In der Bundestagsdebatte zum Thema hatten Sprecher der Koalition eine Gesetzesänderung am Donnerstag noch abgelehnt. Sie verteidigten den Plan von Schwarz-Rot, dass sich das Kabinett selbst Regeln für solche Fälle geben solle. Die Diskussion um eine Karenzzeit war durch den möglichen Wechsel des früheren Kanzleramtschefs Ronald Pofalla (CDU) in den Vorstand der Deutschen Bahn aufgeflammt.

Der SPD-Fraktionsvorsitzende Thomas Oppermann mahnte am Freitag eine rasche Regelung der Regierung für Wechsel von der Politik in die Wirtschaft an. "Die Fraktionen erwarten, dass sich das Kabinett schnell über die Regeln für einen Seitenwechsel verständigt. Dazu gehört auch eine Karenzzeit", sagte Oppermann der Rheinischen Post. "Wir wollen 18 Monate, die Union deutlich kürzer. Da sind zwölf Monate ein guter Kompromiss", bekräftigte Oppermann. In Einzelfällen müsse man "zu differenzierten Lösungen kommen, etwa wenn auf unseren Wunsch ein Finanzstaatssekretär zur EZB geht".

30 Treffen mit der Bahn

Unterdessen wird bekannt, dass Pofalla Bahnchef Rüdiger Grube nach Auskunft des Kanzleramts noch eine Woche vor der Bundestagswahl getroffen hat. Das geht aus der Antwort des Staatsministers bei der Bundeskanzlerin, Helge Braun, auf Fragen des Grünen-Abgeordneten Stephan Kühn hervor, wie die Rheinischen Post berichtet. Insgesamt traf Pofalla demnach in der vergangenen Legislaturperiode 30 Mal mit Grube sowie weiteren Vertretern des Bahn-Managements zusammen.
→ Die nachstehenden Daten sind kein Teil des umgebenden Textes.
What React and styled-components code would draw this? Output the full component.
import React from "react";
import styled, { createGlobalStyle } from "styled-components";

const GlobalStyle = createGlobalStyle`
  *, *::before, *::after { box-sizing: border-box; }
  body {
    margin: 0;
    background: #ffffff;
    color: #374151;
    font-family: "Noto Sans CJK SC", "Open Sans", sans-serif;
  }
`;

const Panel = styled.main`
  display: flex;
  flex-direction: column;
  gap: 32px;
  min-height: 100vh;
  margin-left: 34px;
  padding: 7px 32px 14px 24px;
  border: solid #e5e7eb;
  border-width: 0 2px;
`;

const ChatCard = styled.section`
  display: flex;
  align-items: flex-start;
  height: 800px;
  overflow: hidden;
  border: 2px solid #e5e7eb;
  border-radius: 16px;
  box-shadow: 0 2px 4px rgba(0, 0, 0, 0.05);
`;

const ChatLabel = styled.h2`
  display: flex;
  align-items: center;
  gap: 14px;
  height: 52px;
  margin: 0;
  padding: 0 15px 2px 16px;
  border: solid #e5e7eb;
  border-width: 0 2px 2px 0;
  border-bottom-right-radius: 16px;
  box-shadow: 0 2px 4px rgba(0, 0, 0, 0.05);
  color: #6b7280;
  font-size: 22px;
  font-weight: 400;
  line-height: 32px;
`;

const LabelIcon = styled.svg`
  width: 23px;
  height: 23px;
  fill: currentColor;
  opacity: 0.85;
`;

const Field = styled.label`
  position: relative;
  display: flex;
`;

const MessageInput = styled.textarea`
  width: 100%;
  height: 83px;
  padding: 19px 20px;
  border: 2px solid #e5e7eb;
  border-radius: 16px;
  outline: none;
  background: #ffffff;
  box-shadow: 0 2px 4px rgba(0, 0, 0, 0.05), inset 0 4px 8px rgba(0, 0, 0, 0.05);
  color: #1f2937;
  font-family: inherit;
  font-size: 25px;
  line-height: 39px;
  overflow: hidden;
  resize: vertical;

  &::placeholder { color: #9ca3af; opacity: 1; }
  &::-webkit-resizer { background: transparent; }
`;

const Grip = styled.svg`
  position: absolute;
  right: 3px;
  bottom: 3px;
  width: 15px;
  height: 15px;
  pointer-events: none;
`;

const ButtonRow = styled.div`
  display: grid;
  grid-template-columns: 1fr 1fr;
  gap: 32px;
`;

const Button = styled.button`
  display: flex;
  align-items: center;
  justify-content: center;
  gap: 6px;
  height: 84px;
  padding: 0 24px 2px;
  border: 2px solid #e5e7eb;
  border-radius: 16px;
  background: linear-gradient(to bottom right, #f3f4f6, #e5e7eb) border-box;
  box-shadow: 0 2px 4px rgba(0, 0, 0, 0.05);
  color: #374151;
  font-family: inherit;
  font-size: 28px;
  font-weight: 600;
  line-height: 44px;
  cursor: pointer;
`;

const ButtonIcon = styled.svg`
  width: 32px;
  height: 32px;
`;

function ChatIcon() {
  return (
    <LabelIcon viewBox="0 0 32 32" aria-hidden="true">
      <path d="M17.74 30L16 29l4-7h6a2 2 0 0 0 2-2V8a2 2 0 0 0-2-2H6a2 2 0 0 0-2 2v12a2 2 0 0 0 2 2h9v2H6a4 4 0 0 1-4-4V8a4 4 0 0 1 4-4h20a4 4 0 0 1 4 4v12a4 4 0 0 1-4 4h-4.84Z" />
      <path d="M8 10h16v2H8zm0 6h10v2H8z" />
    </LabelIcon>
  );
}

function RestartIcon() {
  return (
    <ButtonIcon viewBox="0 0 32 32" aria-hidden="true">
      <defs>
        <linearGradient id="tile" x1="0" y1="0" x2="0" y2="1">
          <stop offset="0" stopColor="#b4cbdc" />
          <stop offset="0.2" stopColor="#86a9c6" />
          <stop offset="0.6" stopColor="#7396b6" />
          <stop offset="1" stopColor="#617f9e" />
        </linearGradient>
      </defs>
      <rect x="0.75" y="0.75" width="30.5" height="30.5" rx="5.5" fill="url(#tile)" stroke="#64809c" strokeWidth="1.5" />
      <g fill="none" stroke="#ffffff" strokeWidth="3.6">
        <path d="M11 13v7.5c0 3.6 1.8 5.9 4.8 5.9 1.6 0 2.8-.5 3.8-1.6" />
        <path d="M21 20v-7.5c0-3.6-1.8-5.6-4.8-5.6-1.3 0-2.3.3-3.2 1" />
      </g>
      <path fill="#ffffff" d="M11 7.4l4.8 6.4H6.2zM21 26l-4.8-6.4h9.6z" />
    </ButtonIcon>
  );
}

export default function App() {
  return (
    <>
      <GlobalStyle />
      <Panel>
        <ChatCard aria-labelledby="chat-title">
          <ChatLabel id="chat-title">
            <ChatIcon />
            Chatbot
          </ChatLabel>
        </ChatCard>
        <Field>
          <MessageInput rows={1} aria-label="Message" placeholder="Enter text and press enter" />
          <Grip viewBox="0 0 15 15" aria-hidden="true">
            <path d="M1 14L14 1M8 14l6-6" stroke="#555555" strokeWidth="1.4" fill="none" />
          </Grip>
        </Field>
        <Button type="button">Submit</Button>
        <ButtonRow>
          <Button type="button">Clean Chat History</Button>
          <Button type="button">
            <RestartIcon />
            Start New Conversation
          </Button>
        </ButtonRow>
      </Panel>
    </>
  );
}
Den Angaben zufolge war Pofalla während der vier Jahre im Kanzleramt häufig mit bahnpolitischen Vorgängen betraut. "Bundesminister a.D. Pofalla war im Rahmen seiner Tätigkeit als Chef des Bundeskanzleramts mit der Gesamtheit der politischen Vorhaben der Bundesregierung und somit auch mit allen relevanten bahnpolitischen Themen befasst", heißt es dem Bericht zufolge in der Antwort des Kanzleramts.